* _PROBLEM STATEMENT_
Using the records below, locate all lines containing "screenshot" and return them.

* _SOURCE DATA_
____
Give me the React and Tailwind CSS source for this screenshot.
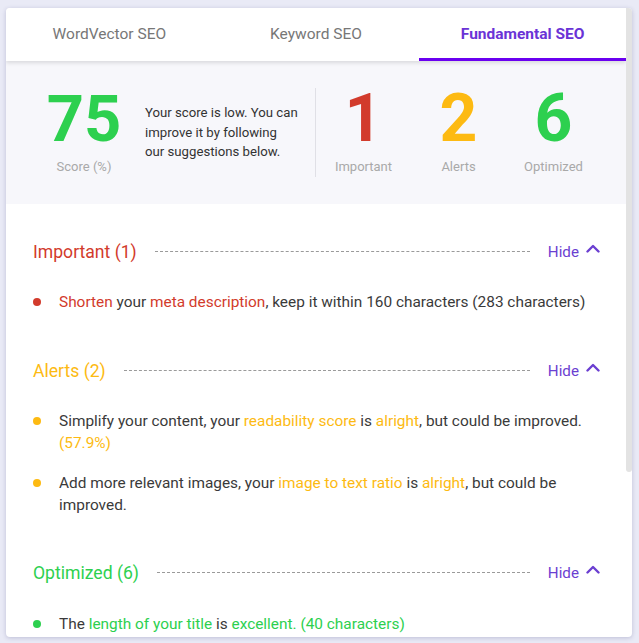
____
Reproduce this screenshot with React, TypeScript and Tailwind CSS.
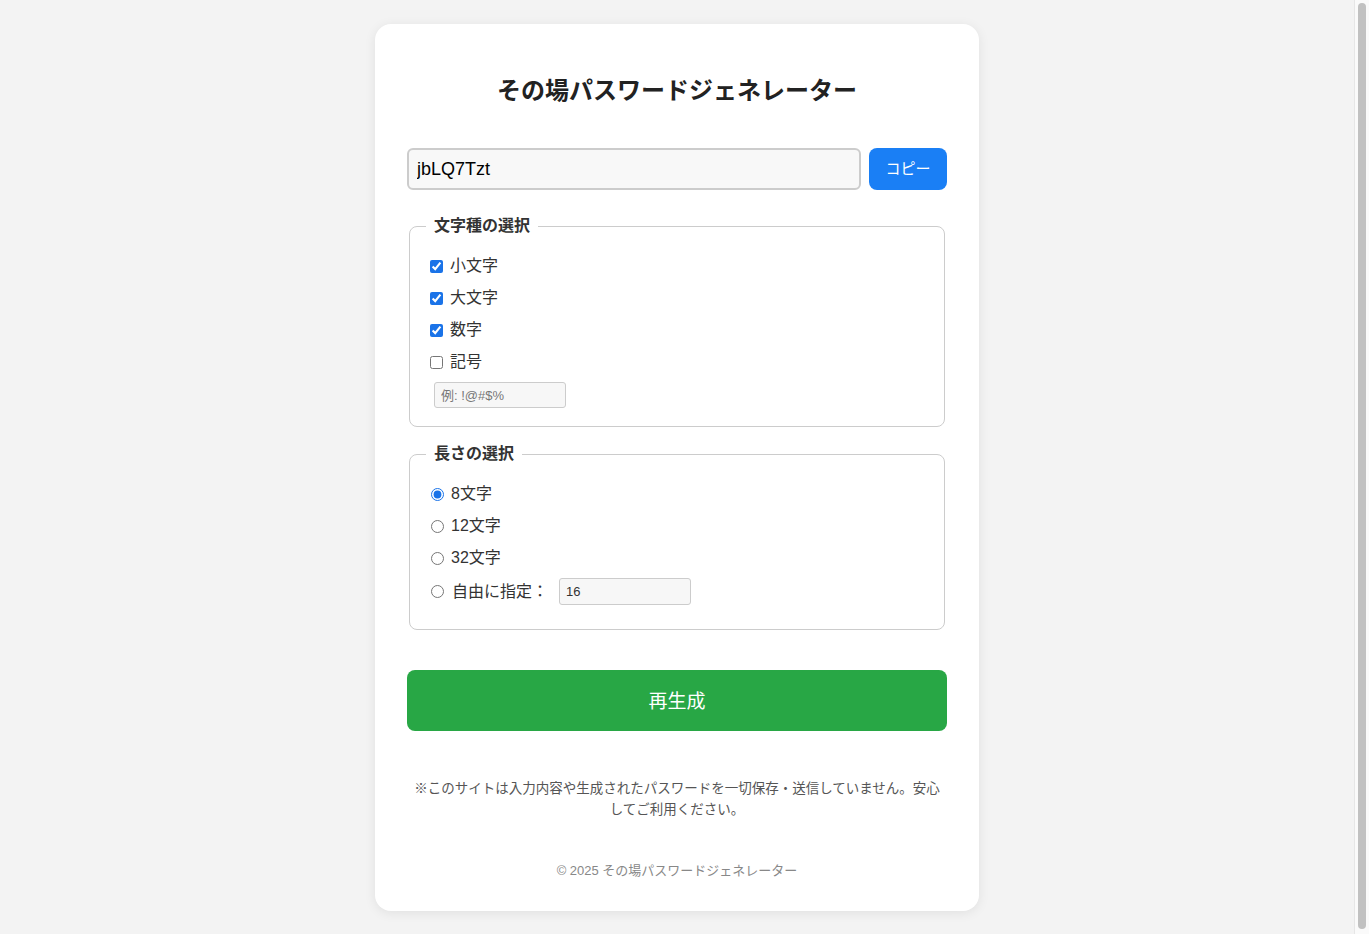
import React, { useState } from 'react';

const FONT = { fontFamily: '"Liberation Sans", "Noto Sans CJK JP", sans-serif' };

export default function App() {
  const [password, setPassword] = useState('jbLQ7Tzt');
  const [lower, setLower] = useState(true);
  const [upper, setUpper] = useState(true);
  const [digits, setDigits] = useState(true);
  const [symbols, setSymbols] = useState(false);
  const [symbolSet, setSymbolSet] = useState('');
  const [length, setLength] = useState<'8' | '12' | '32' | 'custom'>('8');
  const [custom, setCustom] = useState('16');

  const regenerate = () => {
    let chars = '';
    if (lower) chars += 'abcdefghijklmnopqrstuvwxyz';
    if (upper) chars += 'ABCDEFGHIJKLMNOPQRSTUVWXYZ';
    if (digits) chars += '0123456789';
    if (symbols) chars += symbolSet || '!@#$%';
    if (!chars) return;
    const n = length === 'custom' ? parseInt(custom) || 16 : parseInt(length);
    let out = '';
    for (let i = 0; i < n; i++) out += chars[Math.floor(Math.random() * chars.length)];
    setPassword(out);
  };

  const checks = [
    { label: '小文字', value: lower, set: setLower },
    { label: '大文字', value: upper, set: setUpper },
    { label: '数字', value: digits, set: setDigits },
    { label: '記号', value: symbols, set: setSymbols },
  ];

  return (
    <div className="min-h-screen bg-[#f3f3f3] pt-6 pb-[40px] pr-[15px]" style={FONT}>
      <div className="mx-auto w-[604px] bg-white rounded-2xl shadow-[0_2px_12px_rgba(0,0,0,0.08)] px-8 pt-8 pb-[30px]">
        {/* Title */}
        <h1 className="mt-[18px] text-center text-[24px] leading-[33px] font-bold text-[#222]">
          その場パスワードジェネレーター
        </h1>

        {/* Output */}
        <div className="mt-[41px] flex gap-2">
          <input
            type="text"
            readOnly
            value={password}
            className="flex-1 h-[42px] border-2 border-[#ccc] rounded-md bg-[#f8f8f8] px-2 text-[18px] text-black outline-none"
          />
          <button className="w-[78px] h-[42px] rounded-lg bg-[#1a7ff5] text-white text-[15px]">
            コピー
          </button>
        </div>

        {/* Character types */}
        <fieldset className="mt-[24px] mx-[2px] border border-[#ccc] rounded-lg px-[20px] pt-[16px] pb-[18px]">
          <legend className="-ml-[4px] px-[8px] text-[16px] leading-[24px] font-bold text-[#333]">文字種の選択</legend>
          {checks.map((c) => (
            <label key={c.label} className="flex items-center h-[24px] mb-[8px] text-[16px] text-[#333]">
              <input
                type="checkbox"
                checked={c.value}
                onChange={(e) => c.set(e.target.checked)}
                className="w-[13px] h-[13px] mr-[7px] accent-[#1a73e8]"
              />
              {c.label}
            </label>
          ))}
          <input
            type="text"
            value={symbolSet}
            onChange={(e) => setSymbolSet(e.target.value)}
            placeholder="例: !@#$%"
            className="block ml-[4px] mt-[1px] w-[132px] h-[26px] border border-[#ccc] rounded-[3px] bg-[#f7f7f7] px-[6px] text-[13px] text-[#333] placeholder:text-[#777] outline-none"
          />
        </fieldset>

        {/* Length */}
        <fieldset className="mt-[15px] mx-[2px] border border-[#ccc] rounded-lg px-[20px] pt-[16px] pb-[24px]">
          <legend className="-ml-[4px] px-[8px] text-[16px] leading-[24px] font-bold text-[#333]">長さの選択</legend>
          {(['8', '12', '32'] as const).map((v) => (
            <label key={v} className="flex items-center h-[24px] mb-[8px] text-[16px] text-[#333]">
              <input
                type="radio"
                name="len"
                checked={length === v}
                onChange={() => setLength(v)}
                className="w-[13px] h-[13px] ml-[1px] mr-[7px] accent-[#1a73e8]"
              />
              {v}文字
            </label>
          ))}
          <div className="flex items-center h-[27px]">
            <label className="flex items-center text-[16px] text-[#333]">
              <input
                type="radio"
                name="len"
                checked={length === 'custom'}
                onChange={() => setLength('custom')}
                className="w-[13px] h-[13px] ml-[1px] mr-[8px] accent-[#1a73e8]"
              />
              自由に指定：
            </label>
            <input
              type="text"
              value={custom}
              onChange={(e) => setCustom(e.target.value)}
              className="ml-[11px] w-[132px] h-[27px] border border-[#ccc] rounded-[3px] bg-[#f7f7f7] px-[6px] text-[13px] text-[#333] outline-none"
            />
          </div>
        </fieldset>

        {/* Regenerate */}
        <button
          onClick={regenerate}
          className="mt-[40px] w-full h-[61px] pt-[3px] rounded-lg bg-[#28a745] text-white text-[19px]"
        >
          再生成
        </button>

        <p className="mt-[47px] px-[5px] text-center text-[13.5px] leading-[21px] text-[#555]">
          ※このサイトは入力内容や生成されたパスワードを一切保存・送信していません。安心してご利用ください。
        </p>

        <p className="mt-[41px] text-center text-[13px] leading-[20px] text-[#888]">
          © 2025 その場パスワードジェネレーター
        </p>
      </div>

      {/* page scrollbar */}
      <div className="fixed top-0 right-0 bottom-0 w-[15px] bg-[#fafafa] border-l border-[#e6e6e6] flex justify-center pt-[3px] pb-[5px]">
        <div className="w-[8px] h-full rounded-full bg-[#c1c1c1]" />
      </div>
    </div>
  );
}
____
* _EXERCISE RESULT_
Give me the React and Tailwind CSS source for this screenshot.
Reproduce this screenshot with React, TypeScript and Tailwind CSS.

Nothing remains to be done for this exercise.